This may seem like a hairsplitter's problem, a hobby for word-choppers problem — but what can a verb do to our practice?

The idea of nirvana as a place has created severe misunderstandings in the past, and it could easily create misunderstandings in the future.

There was a time when sophists and philosophers in proto-India reasoned that if nirvana is one place and samsara (the "endless wandering" or "Wheel of Life and Death") is another, then entering into nirvana leaves one stuck: Our range of movement has been limited, for we cannot get back to this miserable (impermanent, unfulfilling, impersonal) samsara.

To solve this imaginary problem they invented what they thought was a NEW kind of nirvana: an unestablished one in which one could be in both places — nirvana and samsara — at once.
  • [This is in a sense possible because when an arhat, a fully enlightened person, experiences nirvana, that person does so in the midst of samsara but now is no longer bound by samsara after it runs its course in this very life. When this revolving record comes to a stop, there will be no more revolving like before. This is bliss, this is peace, this is being unbound, but one might imagine that samsara is everything and, therefore, nirvana must be nothing. This is completely mistaken, as enlightened persons know directly. However, how can anyone explain to those still craving and clinging to sensual pursuit, to the idea (wrong view) of annihilation, or to the wrong view of eternal wandering on?
Simplified depiction of six (of 31) planes of rebirth
However, these sophisticated philosophers misunderstood two important points about the Buddha's teachings. The first was that neither samsara nor nirvana is a "place." Samsara is a process (revolving, cycling, and recycling) creating places, even whole worlds. This is called becoming (bhava). Then wandering through them, these places to experience the results of deeds, this is called rebirth.
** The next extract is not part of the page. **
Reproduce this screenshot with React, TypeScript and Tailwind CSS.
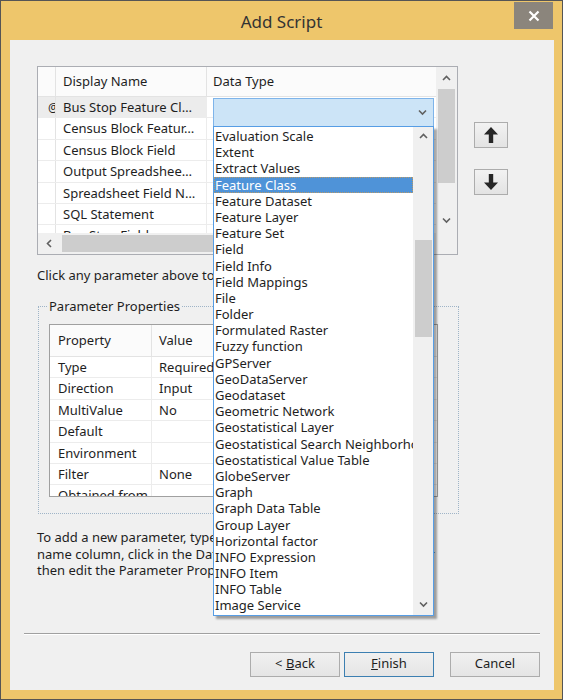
import React from 'react'

const params = [
  'Bus Stop Feature Cl…',
  'Census Block Featur…',
  'Census Block Field',
  'Output Spreadshee…',
  'Spreadsheet Field N…',
  'SQL Statement',
  'Bus Stop Field',
]

const dataTypes = [
  'Evaluation Scale',
  'Extent',
  'Extract Values',
  'Feature Class',
  'Feature Dataset',
  'Feature Layer',
  'Feature Set',
  'Field',
  'Field Info',
  'Field Mappings',
  'File',
  'Folder',
  'Formulated Raster',
  'Fuzzy function',
  'GPServer',
  'GeoDataServer',
  'Geodataset',
  'Geometric Network',
  'Geostatistical Layer',
  'Geostatistical Search Neighborhood',
  'Geostatistical Value Table',
  'GlobeServer',
  'Graph',
  'Graph Data Table',
  'Group Layer',
  'Horizontal factor',
  'INFO Expression',
  'INFO Item',
  'INFO Table',
  'Image Service',
]

const properties: [string, string][] = [
  ['Type', 'Required'],
  ['Direction', 'Input'],
  ['MultiValue', 'No'],
  ['Default', ''],
  ['Environment', ''],
  ['Filter', 'None'],
  ['Obtained from', ''],
]

function Chevron({ dir }: { dir: 'up' | 'down' | 'left' }) {
  const d = dir === 'up' ? 'M1 5L4.5 1.5L8 5' : dir === 'down' ? 'M1 1.5L4.5 5L8 1.5' : 'M5 1L1.5 4.5L5 8'
  return (
    <svg width="9" height="9" viewBox="0 0 9 9" className="block">
      <path d={d} fill="none" stroke="#606060" strokeWidth={1.6} />
    </svg>
  )
}

function MoveButton({ dir }: { dir: 'up' | 'down' }) {
  return (
    <button
      type="button"
      className="w-[34px] h-[26px] border border-[#acacac] bg-gradient-to-b from-[#f2f2f2] to-[#e3e3e3] flex items-center justify-center"
    >
      <svg width="16" height="18" viewBox="0 0 16 18" className={dir === 'down' ? 'rotate-180' : ''}>
        <path d="M8 1L15 8.5H10.2V17H5.8V8.5H1Z" fill="#262626" />
      </svg>
    </button>
  )
}

function DialogButton({ children, primary }: { children: React.ReactNode; primary?: boolean }) {
  return (
    <button
      type="button"
      className={
        'h-[25px] w-[90px] border bg-gradient-to-b from-[#f0f0f0] to-[#e5e5e5] text-[13px] text-[#1e1e1e] ' +
        (primary ? 'border-[#3c7fb1]' : 'border-[#acacac]')
      }
    >
      {children}
    </button>
  )
}

export default function App() {
  return (
    <div className="w-[563px] h-[700px] bg-[#eec66b] border border-[#555555] flex flex-col font-['Noto_Sans',sans-serif] text-[13px] text-[#1e1e1e] overflow-hidden">
      {/* title bar */}
      <div className="relative h-[39px] flex items-center justify-center">
        <span className="text-[17px] text-[#333333] mt-[2px]">Add Script</span>
        <div className="absolute right-[9px] top-[1px] w-[39px] h-[27px] bg-[#8b857c] flex items-center justify-center">
          <svg width="12" height="12" viewBox="0 0 12 12">
            <path d="M1.5 1.5L10.5 10.5M10.5 1.5L1.5 10.5" stroke="#ffffff" strokeWidth={2.2} />
          </svg>
        </div>
      </div>

      {/* client */}
      <div className="ml-[9px] w-[544px] h-[650px] bg-[#f0f0f0] flex flex-col">
        <div className="flex mt-[26px] ml-[27px]">
          {/* parameter grid */}
          <div className="relative w-[421px] h-[189px] border border-[#abadb3] bg-white">
            <div className="flex h-[166px]">
              <div className="w-[398px] overflow-hidden">
                <div className="flex h-[30px] border-b border-[#e3e3e3] bg-[#fbfbfb]">
                  <div className="w-[18px] border-r border-[#e3e3e3]" />
                  <div className="w-[151px] border-r border-[#e3e3e3] pl-[7px] flex items-center">Display Name</div>
                  <div className="flex-1 pl-[6px] flex items-center">Data Type</div>
                </div>
                {params.map((p, i) => (
                  <div key={p} className="flex h-[21.4px] border-b border-[#ececec]">
                    <div className={'w-[18px] border-r border-[#e3e3e3] overflow-hidden ' + (i === 0 ? 'bg-[#ececec]' : '')}>
                      {i === 0 && <span className="block pl-[10px] leading-[21px] text-[12px]">@</span>}
                    </div>
                    <div className={'w-[151px] border-r border-[#ececec] pl-[7px] leading-[20px] whitespace-nowrap overflow-hidden ' + (i === 0 ? 'bg-[#ececec]' : '')}>
                      {p}
                    </div>
                    <div className="flex-1" />
                  </div>
                ))}
              </div>
              {/* vertical scrollbar */}
              <div className="w-[21px] bg-[#f0f0f0] flex flex-col items-center">
                <div className="h-[20px] flex items-center justify-center mt-[2px]">
                  <Chevron dir="up" />
                </div>
                <div className="w-[17px] h-[94px] bg-[#cdcdcd]" />
                <div className="flex-1" />
                <div className="h-[20px] flex items-center justify-center mb-[2px]">
                  <Chevron dir="down" />
                </div>
              </div>
            </div>
            {/* horizontal scrollbar */}
            <div className="flex h-[21px]">
              <div className="w-[398px] bg-[#f0f0f0] flex items-center">
                <div className="w-[24px] flex justify-center">
                  <Chevron dir="left" />
                </div>
                <div className="w-[240px] h-[17px] bg-[#cdcdcd]" />
              </div>
              <div className="flex-1 bg-[#f0f0f0]" />
            </div>

            {/* combo box in edit */}
            <div className="absolute left-[175px] top-[31px] w-[221px] h-[29px] bg-[#cce4f7] border border-[#7eb4ea] flex items-end justify-end pr-[6px] pb-[8px]">
              <Chevron dir="down" />
            </div>

            {/* dropdown list */}
            <div className="absolute z-10 left-[175px] top-[59px] w-[221px] h-[490px] bg-white border border-[#569de5] shadow-[3px_3px_2px_rgba(0,0,0,0.35)] flex">
              <div className="w-[199px] pt-[1px] overflow-hidden">
                {dataTypes.map((t) => (
                  <div
                    key={t}
                    className={
                      'h-[16.2px] leading-[16px] pl-[1px] whitespace-nowrap ' +
                      (t === 'Feature Class' ? 'bg-[#4f93d8] text-white outline outline-1 outline-dotted outline-[#b89a6a] -outline-offset-1' : '')
                    }
                  >
                    {t}
                  </div>
                ))}
              </div>
              <div className="w-[20px] bg-[#f0f0f0] flex flex-col items-center">
                <div className="h-[20px] flex items-center justify-center">
                  <Chevron dir="up" />
                </div>
                <div className="h-[93px]" />
                <div className="w-[17px] h-[97px] bg-[#cdcdcd]" />
                <div className="flex-1" />
                <div className="h-[20px] flex items-center justify-center">
                  <Chevron dir="down" />
                </div>
              </div>
            </div>
          </div>

          {/* move up / down */}
          <div className="ml-[16px] mt-[56px] flex flex-col gap-[21px]">
            <MoveButton dir="up" />
            <MoveButton dir="down" />
          </div>
        </div>

        <p className="mt-[12px] ml-[27px] leading-[16px] whitespace-nowrap">Click any parameter above to view its properties.</p>

        {/* parameter properties group */}
        <div className="relative mt-[23px] ml-[28px] w-[421px] h-[208px] border border-dotted border-[#9fb4c7]">
          <span className="absolute left-[8px] top-[-10px] bg-[#f0f0f0] px-[2px] leading-[18px]">Parameter Properties</span>
          <div className="mt-[17px] ml-[10px] w-[389px] h-[173px] border border-[#a0a0a0] bg-white overflow-hidden">
            <div className="flex h-[32px] border-b border-[#e3e3e3] bg-[#fbfbfb]">
              <div className="w-[102px] border-r border-[#e3e3e3] pl-[8px] flex items-center">Property</div>
              <div className="flex-1 pl-[7px] flex items-center">Value</div>
            </div>
            {properties.map(([k, v]) => (
              <div key={k} className="flex h-[21.4px] border-b border-[#ececec]">
                <div className="w-[102px] border-r border-[#ececec] pl-[8px] leading-[20px] whitespace-nowrap">{k}</div>
                <div className="flex-1 pl-[7px] leading-[20px] whitespace-nowrap">{v}</div>
              </div>
            ))}
          </div>
        </div>

        <p className="mt-[15px] ml-[27px] leading-[16.5px] whitespace-nowrap">
          To add a new parameter, type the parameter name in the Display
          <br />
          name column, click in the Data Type column to select the type for
          <br />
          then edit the Parameter Properties.
        </p>

        <div className="mt-[54px] ml-[14px] w-[516px] h-[2px] border-t border-[#a0a0a0] border-b border-b-white" />

        <div className="mt-[17px] flex justify-end pr-[14px]">
          <DialogButton>
            &lt; <span className="underline">B</span>ack
          </DialogButton>
          <div className="w-[4px]" />
          <DialogButton primary>
            <span className="underline">F</span>inish
          </DialogButton>
          <div className="w-[16px]" />
          <DialogButton>Cancel</DialogButton>
        </div>
      </div>
    </div>
  )
}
Nirvana is the cessation of this miserable process. One may be able to be in two places at once — or even develop a sense of self so infinite that one can occupy all places at once — but we can't feed a process and experience its end at the same time. We are either feeding samsara or not. If one feels the need to course through both samsara and nirvana, we are simply engaging in more samsara-ing (wandering on, revolving) and keeping ourselves trapped.

The second point is that nirvana, from the very beginning, was realized through unestablished consciousness — one that neither comes nor goes nor stays in place.

There is no way that anything unestablished can get stuck anywhere at all, for it is not only non-localized but also undefined.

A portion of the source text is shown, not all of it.